Luis Planthy queria voltar a ser Cleber Pedroza, mas isso não foi possível mesmo após a primeira tentativa de fuga. Ele aproveitou uma comemoração típica dos militares franceses e escapou quando o quartel foi aberto à visitação. "Consegui roupas civis, mas ainda estava com o coturno da Legião, além da cabeça raspada. Fui capturado por policiais rodoviários franceses em uma estrada. Fiquei preso por uma semana."
Ameaça de morte, drogas e bebidas
Depois de cumprir a punição pela tentativa de fuga, Planthy percebeu que voltar a ter a identidade brasileira seria mais difícil do que imaginava. Ele conseguiu escapar, após pular a cerca do quartel, em 17 de maio de 2000. "Um dos meus comandantes ameaçou cortar meu pescoço se tentasse fugir de novo. Antes de fugir, vi um ucraniano ser preso por consumir maconha no quartel. O consumo de bebida alcoólica entre os legionários é bastante grande também. Tudo isso acaba em prostituição. Muito homem junto e longe da família acaba nisso", disse o então cidadão francês.

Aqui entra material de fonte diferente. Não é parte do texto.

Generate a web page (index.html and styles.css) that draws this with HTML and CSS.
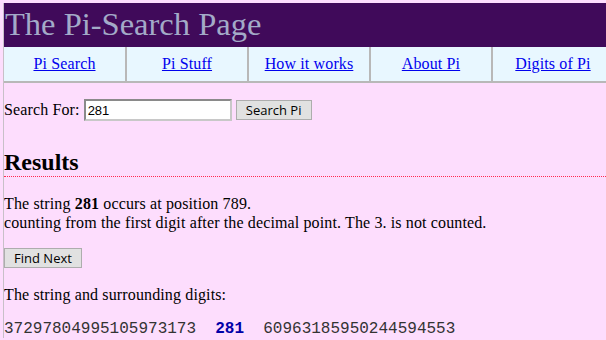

Planthy seguiu para a Espanha, onde consegui ajuda de um cubano, em 18 de maio daquele ano. "Ele me ajudou com dinheiro para arrumar meus documentos. Procurei a Embaixada Brasileira na França, onde consegui autorização para voltar ao Brasil. Não informei que era fugitivo da Legião. Sai da França trazendo apenas uma cicatriz de um ferimento no meu punho". Luis Planthy voltou a ser Cleber Pedrosa.
Da deserção ao evangelho
Assim que chegou ao Brasil, Pedrosa se apresentou ao comando da Polícia Militar do Distrito Federal, onde ficou preso por deserção durante um ano. "O meu processo de reintegração à corporação demorou dois anos. Por sorte, quando estava em Marselha, consegui ligar para o Brasil e pedir para meu procurador não seguir com o pedido de baixa na corporação militar", disse o ex-legionário.
Ele se casou com a antiga namorada, que não é a mãe de seus dois filhos, em 2002. "Ela me contava que eu tive pesadelos horríveis durante os três primeiros dias no Brasil", disse Pedroza.
Hoje, além de seguir na Polícia Militar, ele atua como pastor evangélico da Igreja Rosa de Sharon. "Todos que me conhecem, sabem de minha história. Já fui procurado por um ex-militar do Expército brasileiro para saber como entrar na Legião. Consegui fazê-lo desistir da ideia."
Sobre o caso do brasileiro Josafá, Pedroza disse que acredita que o legionário esteja passando por um momento de estresse. "Nós, que somos militares, costumamos brincar no limite extremo das pessoas. Ele deve estar passando dificuldades com o calor e com a atuação da Legião em Chade. Infelizmente aconteceu isso. Espero que ele esteja bem".
Outro lado
A Embaixada da França no Brasil foi procurada pelo G1 para comentar a participação de brasileiros na Legião Estrangeira, mas a assessoria de imprensa disse que não teria informações para passar, recomendando apenas dois endereços na web para obter dados sobre a corporação francesa.